Some of her friends then started a side hustle, selling essential oils.

“They were really passionate about these oils they were selling. They were trying to sell them to me as though they were something amazing and new. I was trying to explain to them that I knew about essential oils… and they were like, ‘oh no, these are different, these are pure’,” she explained.

With all that pressure, she gave in and purchased a kit. 

“It was really expensive, just under $500 as a starter kit,” Baxter said.

“I was told that I’d use them all the time.”

But she didn’t use them – and she didn’t sell them, either.

The kit was from doTERRA, a USA-based company that utilises the MLM model.

Another woman, identified only as Claire, has first-hand experience in multi-level marketing as a former Arbonne seller.

“If you just signed up as a consultant because you loved the products and you wanted to share those products with your friends until they purchased them through your business – you wouldn’t make much money. You wouldn’t grow your business, at all,” she told The Project.

“In order to create a massive business, you need to build a big team – and encourage them to build big teams.”

In doTERRA, they call this ‘The Power of Three.’  

“This structure of business looks like a triangle,” revealed Baxter.

“The people at the top of the triangle are the ones who are earning – and they can earn a lot of money.”

Yet it’s not a pyramid scheme – it’s all completely legal.

MLMs make money by selling products, while pyramid schemes profit by getting money from people “investing” in the scheme. However, just because it’s legal doesn’t necessarily mean it’s harmless.

In both cases, there’s a constant pressure from people further up the triangle to recruit people below – meaning all friends become potential clients. 

“So they’re either trying to encourage me to jump on the bandwagon and sell them too, or they can’t help but try to upsell on the oils that I already have here at home,” said Baxter.

Yet more and more people are getting hooked into MLM companies. Hannah Horton, for example, claims she reached doTERRA ‘Diamond’ level in 18 months. The average income at that level is $16,000 per month.

Level up to Blue Diamond and monthly earning can increase to $36,000 – reach Presidential Diamond, and sellers can make an average income of $106,000 a month.

“I was a stay-at-home mum and I was really lost. I met someone online and I was quite taken by her life,” said Claire.

The catch

More than a quarter of sellers involved in MLM companies make no income. Nearly 50 percent of all sellers will lose money.

Only seven percent make more than US$10,000 annually – less than one percent actually make six figures.

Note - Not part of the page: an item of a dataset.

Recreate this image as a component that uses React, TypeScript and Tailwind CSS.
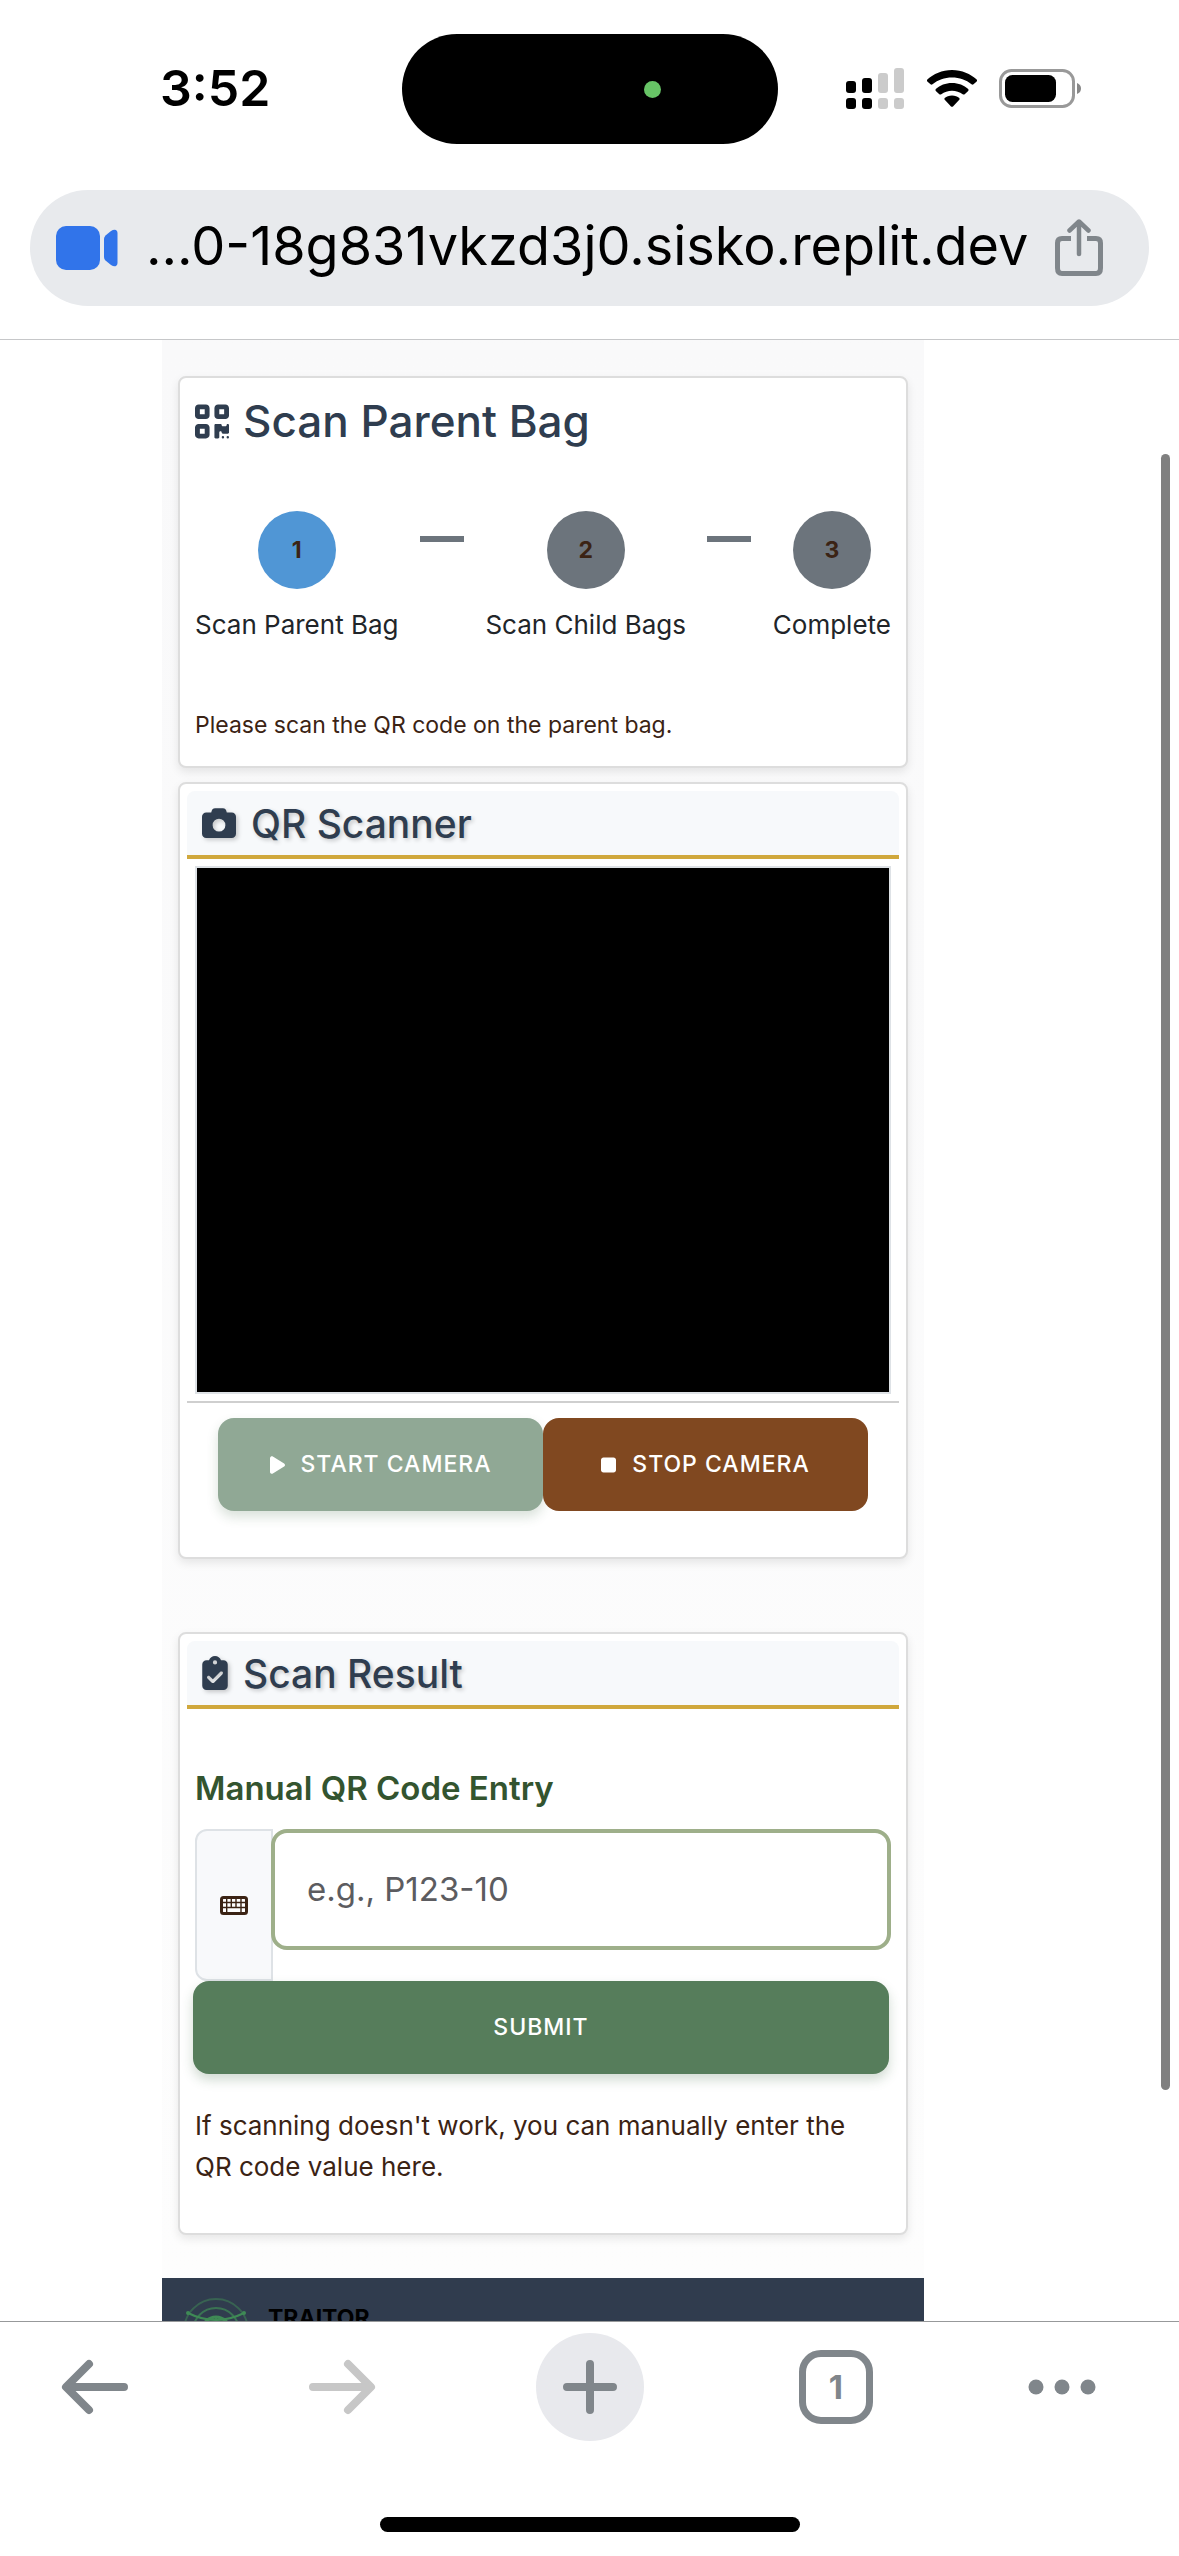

That one percent of sellers bank on the work of all the people below them on the “pyramid”. If those recruits can’t sell enough, they will often end up digging into their own pockets.

“At the end of the month, you could always rely on the fact that most of your team – who are doing exactly what you’re doing – are going to be putting in their own orders to maintain their level. So you can guarantee that what you need to maintain your level is probably going to be okay,” said Claire.

She estimates she lost $15,000 with Arbonne. 

“It makes me feel sick and so embarrassed, the financial position I put my family in… when I did this to put us in a better position,” she revealed.

By design, these businesses can’t work for everyone. 

A seller can recruit three people, then each of the recruits will get their three. Yet in a country as small as New Zealand, sellers will eventually run out of people to convince to join the team – let alone people to sell to.

Former sellers such as Claire say there is a predatory, cult-like aspect to MLMs.

“I remember my friend said to me, ‘It’s a cult, what are you doing’. I was like, ‘No, you don’t get it, it’s such a community. Now that I’m out… it is so cult-like,” said Claire.

Just like cults, MLMs can wreak havoc in your life.

“I was left with thousands and thousands of dollars of debt, I’ve lost some of my best friends… it’s not worth it at all.”

The Project reached out to MLM company doTERRA, who responded in a statement: “We proudly operate a direct sales business model that is legally recognised in New Zealand and we follow relevant laws and regulations.”

Hannah Horton told The Project MLMs are not “get rich quick” schemes – but have the potential to be incredibly rewarding.

Arbonne didn’t respond to The Project’s request for comment.